Despite stubborn unemployment (8.2 per cent in January, compared with 7.8 per cent nationally), and rental rates that are as much as $10 a square foot less than Toronto and Vancouver, Montreal's real estate market is on the verge of expansion. For the first time since 1992, private developers are staking claim to sites and aggressively seeking the anchor tenants they need to build new office towers.

CB Richard Ellis is to announce Wednesday that the Imperial Tobacco building has been sold to real estate investor Groupe Mach Inc. for $24-million, in a sale-leaseback deal that will see the tobacco giant remain as the primary tenant of the building.

"Perhaps the most noteworthy aspect of the transaction was the depth of interest shown by local and non-local institutional investors for a non-core, value-add investment opportunity at low initial yields," said CBRE executive vice-president Brett Miller.

There were 979 commercial real estate deals in Montreal in 2010, CBRE said, worth $2.9-billion. That was a 52-per-cent increase over 2009, and tied the city for second place, by dollar volume, with Vancouver, despite having several hundred fewer deals.

The interest is stoked by renewed life in the leasing market. In the fourth quarter, more than 224,000 square feet in Montreal were absorbed by tenants after a year of increasing vacancies. Cushman Wakefield estimates overall vacancy rates at 9.2 per cent, but said almost 500,000 square feet of space is likely to be leased in 2011.

The national average vacancy rate was 8.6 per cent at the end of the year, according to Avison Young.

Montreal's skyline could also see new towers within the next several years: Six office towers have been approved by the city and are ready to start construction, but none will break ground until an anchor tenant signs a lease.
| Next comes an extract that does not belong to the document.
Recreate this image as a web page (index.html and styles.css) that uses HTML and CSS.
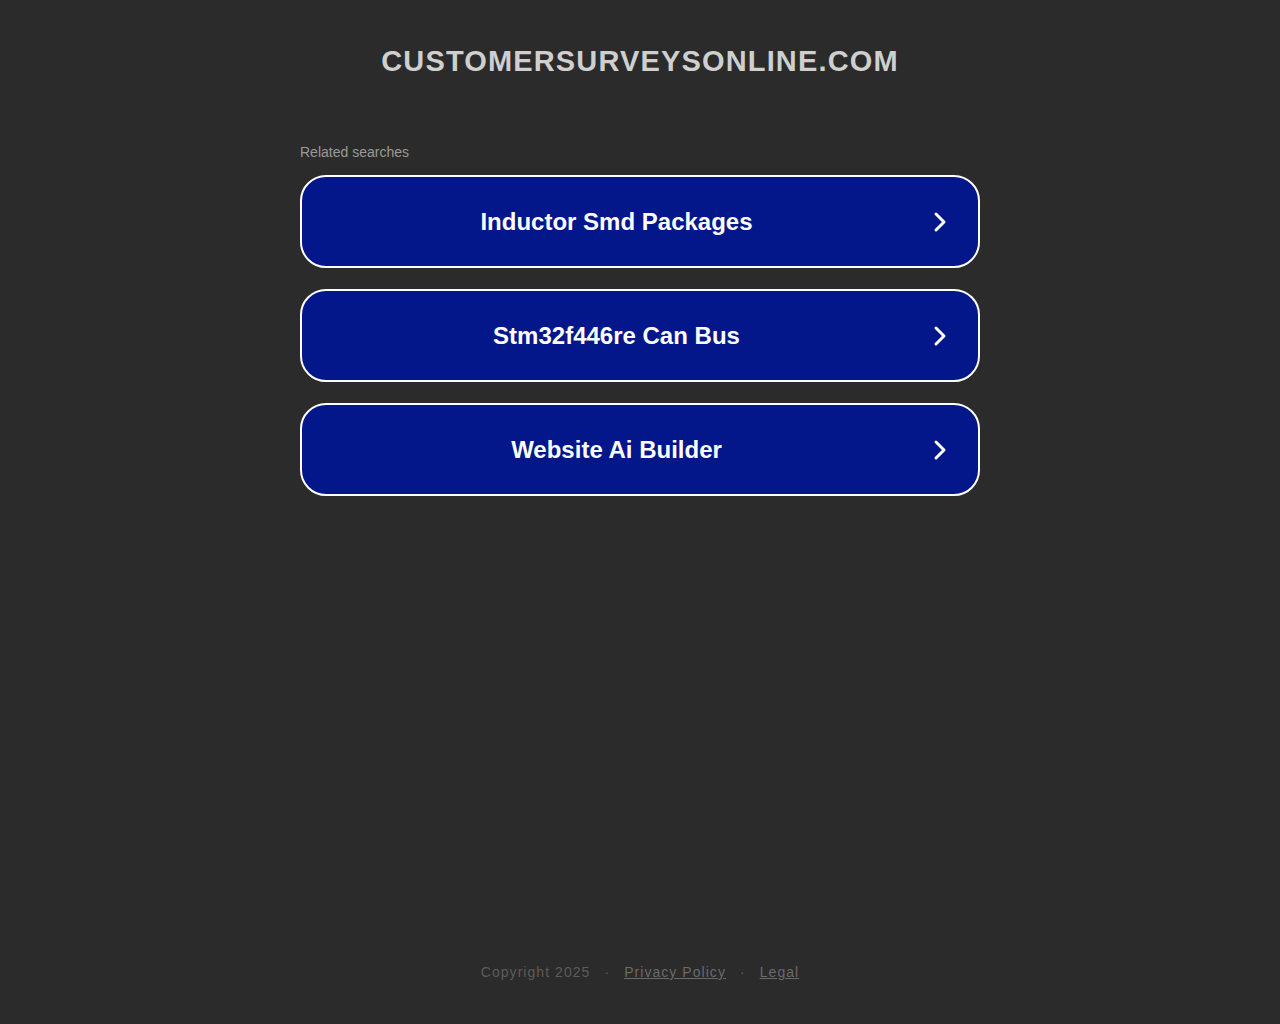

The developers are keen to draw new tenants to Montreal.

The most recent project came last week when the real estate arm of the Caisse de dépôt et placement du Québec said it would partner with a private developer to build a 477,000-sq.-ft. office tower in the downtown core.

Established companies may also decide to build new sites as they expand, or look to renovate existing facilities. Rio Tinto Alcan, for example, said last week that it is exploring partnering with a builder rather than spending up to $50-million to expand its existing downtown campus.

"You are finally starting to see rents go up, and the pricing on new construction is beginning to look justifiable," said Louis Burgos, senior managing director at Cushman Wakefield.

Avison Young's Quebec chairman Stephen Leopold said the city is on the cusp of reinventing itself as a major producer of green energy, and its "undervalued" properties are key to its future.

"There is a real sense of optimism that is starting to bubble beneath the surface of the new Montreal," he said. "The new Montreal is an awakening lion. We are the second largest city in Canada and have the western world's most unlimited supply of renewable energy. You don't need a PhD to figure out what this will mean to Montreal's new economy and its real estate prospects."